Have a group leader. The leader sets the speed. No one should pass the leader.
Stay strictly single file when traveling faster than a walk or jog. This helps the horses stay calm.
Keep 4 to 16 feet from the horse in front of you and keep at the pace of the horse ahead of you. Keep a steady pace so that you don't fall behind and don't fall back and catch up. This helps the horses stay calm.
If the rider ahead of you is unable to keep up, you can ask to move up in line.
If the horse in front of you is speeding up and slowing down, don’t do the same – stay back enough so that you can get your own horse into a steady rhythm without falling back or getting too close.
If you have problems controlling your horse, need to slow down or stop, or see anyone fall off, signal the riders and leader to stop.
The leader should go at a speed that is safe for all the riders and should call out changes in gaits, especially before slowing. Let the leader know before the ride if you have a speed limit in mind. Otherwise, be prepared to ride at various speeds.

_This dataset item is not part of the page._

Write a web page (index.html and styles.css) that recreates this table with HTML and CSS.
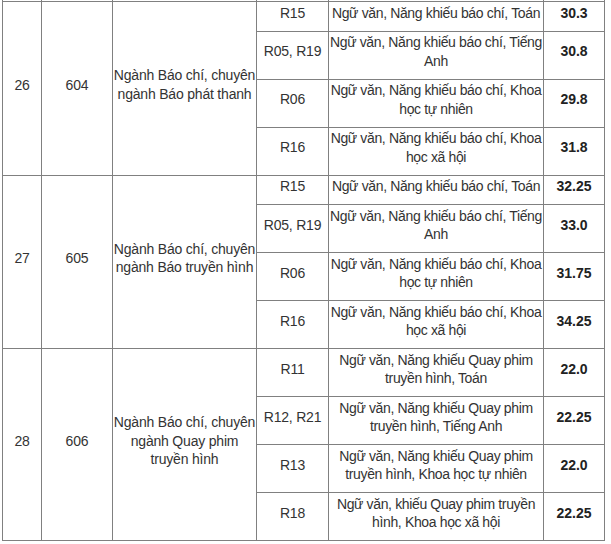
FILE: index.html
```html
<!DOCTYPE html>
<html lang="vi">
<head>
<meta charset="utf-8">
<title>Điểm chuẩn</title>
<link rel="stylesheet" href="styles.css">
</head>
<body>
<table class="scores">
  <colgroup>
    <col class="c-stt">
    <col class="c-code">
    <col class="c-name">
    <col class="c-combo">
    <col class="c-subj">
    <col class="c-score">
  </colgroup>
  <tbody>
    <tr class="cut"><td></td><td></td><td></td><td></td><td></td><td></td></tr>
    <tr>
      <td rowspan="4">26</td>
      <td rowspan="4">604</td>
      <td rowspan="4">Ngành Báo chí, chuyên ngành Báo phát thanh</td>
      <td>R15</td>
      <td class="subj">Ngữ văn, Năng khiếu báo chí, Toán</td>
      <td class="score">30.3</td>
    </tr>
    <tr>
      <td>R05, R19</td>
      <td class="subj">Ngữ văn, Năng khiếu báo chí, Tiếng Anh</td>
      <td class="score">30.8</td>
    </tr>
    <tr>
      <td>R06</td>
      <td class="subj">Ngữ văn, Năng khiếu báo chí, Khoa học tự nhiên</td>
      <td class="score">29.8</td>
    </tr>
    <tr>
      <td>R16</td>
      <td class="subj">Ngữ văn, Năng khiếu báo chí, Khoa học xã hội</td>
      <td class="score">31.8</td>
    </tr>
    <tr>
      <td rowspan="4">27</td>
      <td rowspan="4">605</td>
      <td rowspan="4">Ngành Báo chí, chuyên ngành Báo truyền hình</td>
      <td>R15</td>
      <td class="subj">Ngữ văn, Năng khiếu báo chí, Toán</td>
      <td class="score">32.25</td>
    </tr>
    <tr>
      <td>R05, R19</td>
      <td class="subj">Ngữ văn, Năng khiếu báo chí, Tiếng Anh</td>
      <td class="score">33.0</td>
    </tr>
    <tr>
      <td>R06</td>
      <td class="subj">Ngữ văn, Năng khiếu báo chí, Khoa học tự nhiên</td>
      <td class="score">31.75</td>
    </tr>
    <tr>
      <td>R16</td>
      <td class="subj">Ngữ văn, Năng khiếu báo chí, Khoa học xã hội</td>
      <td class="score">34.25</td>
    </tr>
    <tr>
      <td rowspan="4">28</td>
      <td rowspan="4">606</td>
      <td rowspan="4">Ngành Báo chí, chuyên ngành Quay phim truyền hình</td>
      <td>R11</td>
      <td class="subj">Ngữ văn, Năng khiếu Quay phim truyền hình, Toán</td>
      <td class="score">22.0</td>
    </tr>
    <tr>
      <td>R12, R21</td>
      <td class="subj">Ngữ văn, Năng khiếu Quay phim truyền hình, Tiếng Anh</td>
      <td class="score">22.25</td>
    </tr>
    <tr>
      <td>R13</td>
      <td class="subj">Ngữ văn, Năng khiếu Quay phim truyền hình, Khoa học tự nhiên</td>
      <td class="score">22.0</td>
    </tr>
    <tr>
      <td>R18</td>
      <td class="subj">Ngữ văn, khiếu Quay phim truyền hình, Khoa học xã hội</td>
      <td class="score">22.25</td>
    </tr>
  </tbody>
</table>
</body>
</html>
```
FILE: styles.css
```css
html, body {
  margin: 0;
  padding: 0;
  background: #fff;
}

body {
  overflow: hidden;
}

.scores {
  margin-left: 2px;
  border-collapse: collapse;
  table-layout: fixed;
  width: 603px;
  font-family: Arial, "Liberation Sans", sans-serif;
  font-size: 14px;
  letter-spacing: -0.2px;
  line-height: 18.5px;
  color: #333;
}

.c-stt { width: 39px; }
.c-code { width: 71px; }
.c-name { width: 144px; }
.c-combo { width: 72px; }
.c-subj { width: 215px; }
.c-score { width: 61px; }

.scores td {
  border: 1px solid #808080;
  padding: 1.5px 0 8.5px;
  text-align: center;
  vertical-align: middle;
}

.scores td.subj {
  letter-spacing: -0.36px;
}

.scores .cut td {
  border-top: 0;
  padding: 0;
  height: 1px;
  line-height: 1px;
}

.scores td.score {
  font-weight: bold;
  color: #222;
  letter-spacing: 0;
}
```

If you see a hole, dangerous branch, bad footing or other obstacle, call it out and pass the word back, loudly enough so that everyone hears what is called out.
Check your girth for tightness before cantering, after going up steep hills, etc.
Keep hold of your reins at all times, while on or off your horse. If you fall off, try to keep hold of a rein.
If your horse spooks or is nervous, keep your horse moving forward rather than pull on the reins or stop. If the horse is jigging, try leg yielding and use your voice to help calm it. Stay calm and sit up straight with your eyes up and heels down. If your horse tries to bolt or run away, signal the other riders and pulley-rein or circle as needed.
Walk the last 5 minutes of your ride. Don't canter all the way back home.